Wednesday, January 14, 2009

The cost of criminalizing immigrants part 2

A few weeks back I posted a well-done NYT piece about the criminalization of undocumented immigrants and the money being made off their imprisonment by private prison firms.

Here is another angle on the story, telling the stories of U.S. attorneys and local state officials who are bearing the brunt of Bush's policy to criminalize undocumented immigrants.

http://www.nytimes.com/2009/01/12/us/12prosecute.html?partner=permalink&exprod=permalink


Resources that were once directed to going after crime syndicates and drug traffickers are now directed to nailing immigrants crossing the border. Justice department crime fighters are demoralized, and the border states are overwhelmed taking on what the Feds used to do.

Incredible that President Bush in his last press conference talked about the unfairness of the Republican party being saddled with the anti-immigrant label. Here is his comment, taken straight from the White House transcript:

And the problem with the outcome of the initial round of the debate was that some people said, well, Republicans don't like immigrants. Now, that may be fair or unfair, but that's what -- that's the image that came out.

And, you know, if the image is we don't like immigrants, then there's probably somebody else out there saying, well, if they don't like the immigrants, they probably don't like me, as well. And so my point was, is that our party has got to be compassionate and broad-minded.

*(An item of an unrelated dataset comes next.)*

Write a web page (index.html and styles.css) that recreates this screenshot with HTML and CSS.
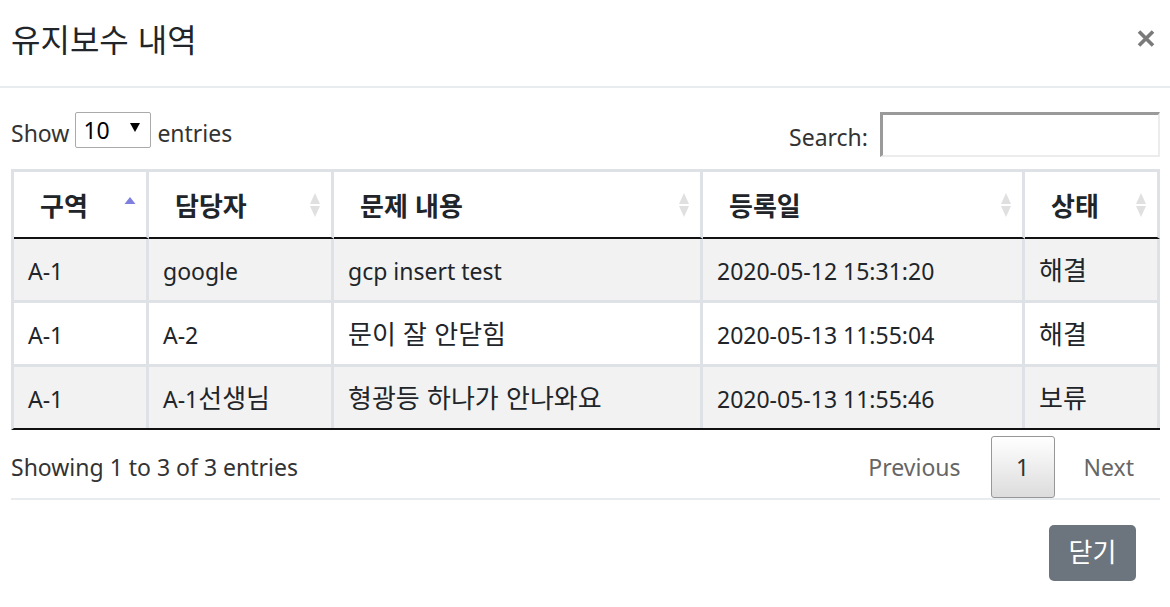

Sometimes I wonder if he just doesn't get that he heads Homeland Security and the Justice Dept. These policies of raids, separating families, and imprisonment were created under HIS watch. Remarkable that the President doesn't grasp this isn't about image or perceptions or feelings (of immigrants or their advocates), but rather about cold hard facts. Data. Number of people detained in raids. People who die while in ICE custody. Policy decisions and actions taken by the executive branch. His executive branch. Remarkable that we have a President lacking in understanding what his own administration is doing on the ground. Either that or just will not accept responsibilty for his own policy decisions. My hunch is the latter. Whether it is Katrina or the non-existent WMD, his approach is to blame his staff for bad intelligence or poor decisions. It's never his fault.